Moon Dog Farms

A Certified Naturally Grown fruit orchard and vegetable farm.

MoonDog Farms is dedicated to stewardship of the land, reinforcing a healthy community and producing great food.  

Sweetness.

I rise, arching the small of my back as I slowly draw my shoulder blades together and extend the fingers of each hand, like soil-blackened starfishes.

It's a well-practiced ritual of a grower, this dance of transition from stooped toiler with eyes focused groundwise into an unfolding where face, spine and awareness open skyward, much like the blooms of our ceaseless attentions.

Snapdragons in bloom in our flower bouquet beds.


Often—too often—we forget to take that integral break in lieu of working a little longer, a little harder. Water, a snack, a wiggle, they can all be pushed minutes further down my imagined schedule until lunchtime is 3:00 pm and a thirsty headache has been my planting companion for the past hundred feet of sown corn.

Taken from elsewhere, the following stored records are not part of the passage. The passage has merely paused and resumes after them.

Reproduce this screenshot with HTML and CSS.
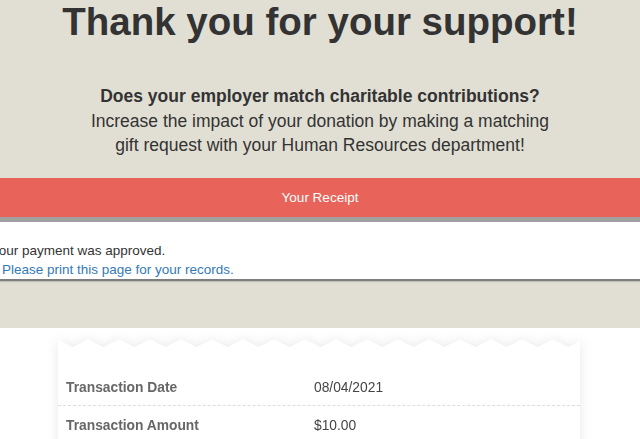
FILE: index.html
```html
<!DOCTYPE html>
<html lang="en">
<head>
<meta charset="utf-8">
<title>Thank you for your support!</title>
<link rel="stylesheet" href="styles.css">
</head>
<body>
<div class="hero">
  <h1 class="title">Thank you for your support!</h1>
  <div class="sub">
    <div class="sub-q">Does your employer match charitable contributions?</div>
    <div>Increase the impact of your donation by making a matching</div>
    <div>gift request with your Human Resources department!</div>
  </div>
  <div class="receipt-bar">Your Receipt</div>
  <div class="msg-box">
    <div class="msg">
      <div class="msg-ok">Your payment was approved.</div>
      <div class="msg-link"><a href="#">Please print this page for your records.</a></div>
    </div>
  </div>
</div>
<div class="card-wrap">
  <div class="card">
    <div class="zigzag"></div>
    <div class="card-body">
      <div class="row">
        <div class="cell label">Transaction Date</div>
        <div class="cell value">08/04/2021</div>
      </div>
      <div class="row">
        <div class="cell label">Transaction Amount</div>
        <div class="cell value">$10.00</div>
      </div>
    </div>
  </div>
</div>
</body>
</html>
```
FILE: styles.css
```css
html, body {
  margin: 0;
  padding: 0;
  background: #ffffff;
  font-family: "Liberation Sans", Arial, sans-serif;
  overflow: hidden;
}

.hero {
  background: #e1dfd3;
  padding-bottom: 47px;
}

.title {
  margin: 0;
  font-size: 38.5px;
  line-height: 44px;
  font-weight: bold;
  color: #333333;
  text-align: center;
}

.sub {
  margin-top: 40px;
  font-size: 17.5px;
  line-height: 24.5px;
  color: #333333;
  text-align: center;
}

.sub-q {
  font-weight: bold;
}

.receipt-bar {
  margin-top: 20px;
  height: 39px;
  line-height: 39px;
  background: #e8645a;
  color: #ffffff;
  font-size: 13.5px;
  text-align: center;
  border-bottom: 5px solid #a0a0a0;
}

.msg-box {
  background: #ffffff;
  padding-top: 19px;
  border-bottom: 2px solid #7d7d7d;
  box-shadow: 0 1px 1px #c4c2b8;
  height: 38px;
}

.msg {
  margin-left: -9px;
  font-size: 13.5px;
  line-height: 19px;
  color: #333333;
}

.msg-link {
  padding-left: 11px;
}

.msg-link a {
  color: #337ab7;
  text-decoration: none;
}

.card-wrap {
  display: flex;
  justify-content: center;
  padding-top: 11px;
}

.card {
  width: 522px;
  margin-left: -2px;
  filter: drop-shadow(0 0 6px rgba(0, 0, 0, 0.09));
}

.zigzag {
  height: 8px;
  background: conic-gradient(from 117.3deg at 50% 0, #ffffff 125.4deg, transparent 0);
  background-size: 31px 8px;
  background-position: 14.5px 0;
  background-repeat: repeat-x;
}

.card-body {
  background: #ffffff;
  padding-top: 21px;
  padding-bottom: 20px;
}

.row {
  display: grid;
  grid-template-columns: 248px 1fr;
  height: 38px;
  box-sizing: border-box;
  align-items: start;
  border-bottom: 1px dashed #dddddd;
  font-size: 13.8px;
}

.row:last-child {
  border-bottom: none;
}

.cell {
  padding-left: 8px;
  padding-top: 12px;
}

.label {
  font-weight: bold;
  color: #676767;
}

.value {
  color: #444444;
}
```
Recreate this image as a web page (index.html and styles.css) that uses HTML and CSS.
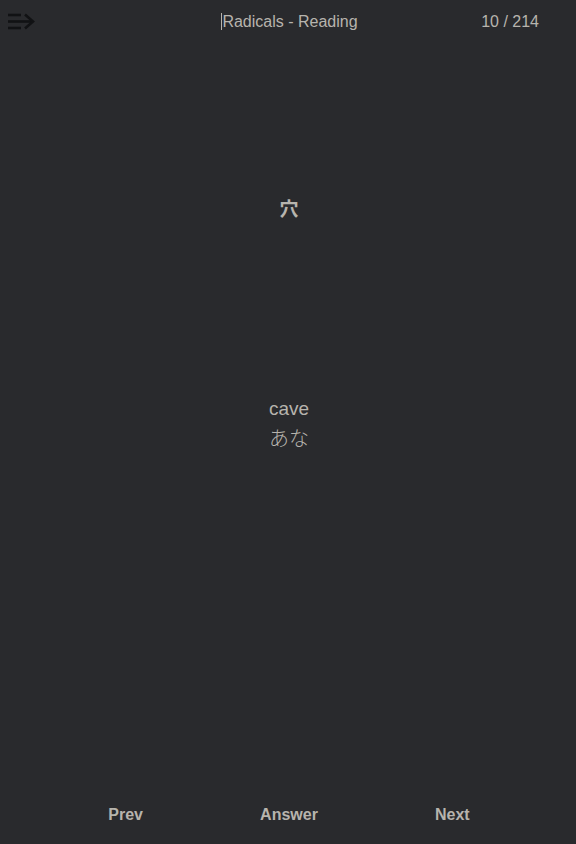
FILE: index.html
```html
<!DOCTYPE html>
<html>
<head>
<meta charset="utf-8">
<link rel="stylesheet" href="styles.css">
</head>
<body>
<div class="app">
  <header class="topbar">
    <button class="menu" aria-label="menu">
      <svg width="28" height="18" viewBox="0 0 28 18">
        <g stroke="#111214" stroke-width="2.6" fill="none" stroke-linecap="butt">
          <line x1="0" y1="2" x2="13" y2="2"/>
          <line x1="0" y1="8.5" x2="25" y2="8.5"/>
          <line x1="0" y1="15" x2="13" y2="15"/>
          <polyline points="17,1.5 25,8.5 17,15.5" stroke-linejoin="miter"/>
        </g>
      </svg>
    </button>
    <div class="title"><span class="caret"></span>Radicals - Reading</div>
    <div class="count">10 / 214</div>
  </header>
  <main class="card">
    <div class="kanji">穴</div>
    <div class="answer">
      <div class="meaning">cave</div>
      <div class="reading">あな</div>
    </div>
  </main>
  <footer class="controls">
    <button class="ctl">Prev</button>
    <button class="ctl">Answer</button>
    <button class="ctl">Next</button>
  </footer>
</div>
</body>
</html>
```
FILE: styles.css
```css
* { box-sizing: border-box; }
html, body {
  margin: 0;
  padding: 0;
  height: 100%;
  background: #292a2d;
}
body {
  font-family: Arial, "Liberation Sans", "Noto Sans CJK JP", sans-serif;
  color: #b7b4ad;
}
.app {
  height: 844px;
  display: flex;
  flex-direction: column;
}
.topbar {
  height: 43px;
  display: grid;
  grid-template-columns: 1fr auto 1fr;
  align-items: center;
  padding: 1px 8px 0 8px;
}
.menu {
  background: none;
  border: 0;
  padding: 0;
  margin: 0;
  width: 28px;
  height: 18px;
  display: flex;
}
.title {
  text-align: center;
  font-size: 16px;
  padding-left: 3px;
  line-height: 18px;
}
.caret {
  display: inline-block;
  width: 1px;
  height: 17px;
  background: #b7b4ad;
  vertical-align: -3px;
}
.count {
  justify-self: end;
  margin-right: 29px;
  font-size: 16px;
  line-height: 18px;
}
.card {
  flex: 1;
  display: flex;
  flex-direction: column;
  align-items: center;
  padding-left: 2px;
}
.kanji {
  margin-top: 153px;
  font-size: 19px;
  font-weight: bold;
  line-height: 24px;
  font-family: "Noto Sans CJK JP", sans-serif;
}
.answer {
  margin-top: 174px;
  text-align: center;
  font-size: 19px;
  line-height: 29px;
}
.reading {
  font-family: "Noto Sans CJK JP", sans-serif;
  font-size: 20px;
  font-weight: 300;
  line-height: 29px;
}
.controls {
  display: grid;
  grid-template-columns: 1fr 1fr 1fr;
  padding: 0 42px 0 44px;
  height: 44px;
  align-items: start;
}
.ctl {
  background: none;
  border: 0;
  color: #b7b4ad;
  font-family: Arial, "Liberation Sans", sans-serif;
  font-weight: bold;
  font-size: 16px;
  padding: 6px 0;
  line-height: 18px;
}
```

The farmer's calendar fills to the brim just as the Indian paintbrushes began to fill the roadsides, and just when it's most important to stop and marvel at the flowers (and pause for a rest) it's also time to make the most of the daylight.

McFarmer works on seeding cucumbers in the new Summer One field.


There are days however, moments, when the light is right and the bird's calls are just too sweet to not notice, and I pause.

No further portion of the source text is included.